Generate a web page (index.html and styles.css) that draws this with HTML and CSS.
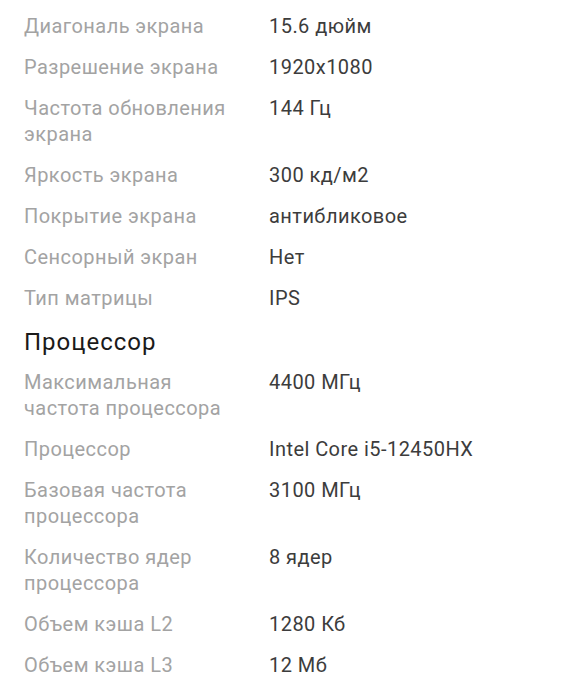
FILE: index.html
```html
<!DOCTYPE html>
<html lang="ru">
<head>
<meta charset="utf-8">
<link rel="stylesheet" href="styles.css">
</head>
<body>
<div class="page">
  <div class="specs">
    <div class="label">Диагональ экрана</div><div class="value">15.6 дюйм</div>
    <div class="label">Разрешение экрана</div><div class="value">1920x1080</div>
    <div class="label">Частота обновления экрана</div><div class="value">144 Гц</div>
    <div class="label">Яркость экрана</div><div class="value">300 кд/м2</div>
    <div class="label">Покрытие экрана</div><div class="value">антибликовое</div>
    <div class="label">Сенсорный экран</div><div class="value">Нет</div>
    <div class="label">Тип матрицы</div><div class="value">IPS</div>
  </div>
  <h2 class="section">Процессор</h2>
  <div class="specs">
    <div class="label">Максимальная частота процессора</div><div class="value">4400 МГц</div>
    <div class="label">Процессор</div><div class="value">Intel Core i5-12450HX</div>
    <div class="label">Базовая частота процессора</div><div class="value">3100 МГц</div>
    <div class="label">Количество ядер процессора</div><div class="value">8 ядер</div>
    <div class="label">Объем кэша L2</div><div class="value">1280 Кб</div>
    <div class="label">Объем кэша L3</div><div class="value">12 Мб</div>
  </div>
</div>
</body>
</html>
```

FILE: styles.css
```css
html, body {
  margin: 0;
  padding: 0;
  background: #fff;
}
body {
  font-family: Roboto, "Noto Sans", sans-serif;
}
.page {
  padding: 13px 24px 0 24px;
}
.specs {
  display: grid;
  grid-template-columns: 245px 1fr;
  row-gap: 15px;
  font-size: 20px;
  line-height: 26px;
  letter-spacing: 0.45px;
}
.label {
  color: #a3a3a3;
  padding-right: 20px;
}
.value {
  color: #3c3c3c;
}
.section {
  margin: 16px 0 12px 0;
  font-size: 24px;
  line-height: 30px;
  letter-spacing: 1px;
  font-weight: 400;
  color: #1a1a1a;
}
```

____

Brief: Without the pictures, retype the whole of the material above exactly.

Full answer:
Generate a web page (index.html and styles.css) that draws this with HTML and CSS.
FILE: index.html
```html
<!DOCTYPE html>
<html lang="ru">
<head>
<meta charset="utf-8">
<link rel="stylesheet" href="styles.css">
</head>
<body>
<div class="page">
  <div class="specs">
    <div class="label">Диагональ экрана</div><div class="value">15.6 дюйм</div>
    <div class="label">Разрешение экрана</div><div class="value">1920x1080</div>
    <div class="label">Частота обновления экрана</div><div class="value">144 Гц</div>
    <div class="label">Яркость экрана</div><div class="value">300 кд/м2</div>
    <div class="label">Покрытие экрана</div><div class="value">антибликовое</div>
    <div class="label">Сенсорный экран</div><div class="value">Нет</div>
    <div class="label">Тип матрицы</div><div class="value">IPS</div>
  </div>
  <h2 class="section">Процессор</h2>
  <div class="specs">
    <div class="label">Максимальная частота процессора</div><div class="value">4400 МГц</div>
    <div class="label">Процессор</div><div class="value">Intel Core i5-12450HX</div>
    <div class="label">Базовая частота процессора</div><div class="value">3100 МГц</div>
    <div class="label">Количество ядер процессора</div><div class="value">8 ядер</div>
    <div class="label">Объем кэша L2</div><div class="value">1280 Кб</div>
    <div class="label">Объем кэша L3</div><div class="value">12 Мб</div>
  </div>
</div>
</body>
</html>
```

FILE: styles.css
```css
html, body {
  margin: 0;
  padding: 0;
  background: #fff;
}
body {
  font-family: Roboto, "Noto Sans", sans-serif;
}
.page {
  padding: 13px 24px 0 24px;
}
.specs {
  display: grid;
  grid-template-columns: 245px 1fr;
  row-gap: 15px;
  font-size: 20px;
  line-height: 26px;
  letter-spacing: 0.45px;
}
.label {
  color: #a3a3a3;
  padding-right: 20px;
}
.value {
  color: #3c3c3c;
}
.section {
  margin: 16px 0 12px 0;
  font-size: 24px;
  line-height: 30px;
  letter-spacing: 1px;
  font-weight: 400;
  color: #1a1a1a;
}
```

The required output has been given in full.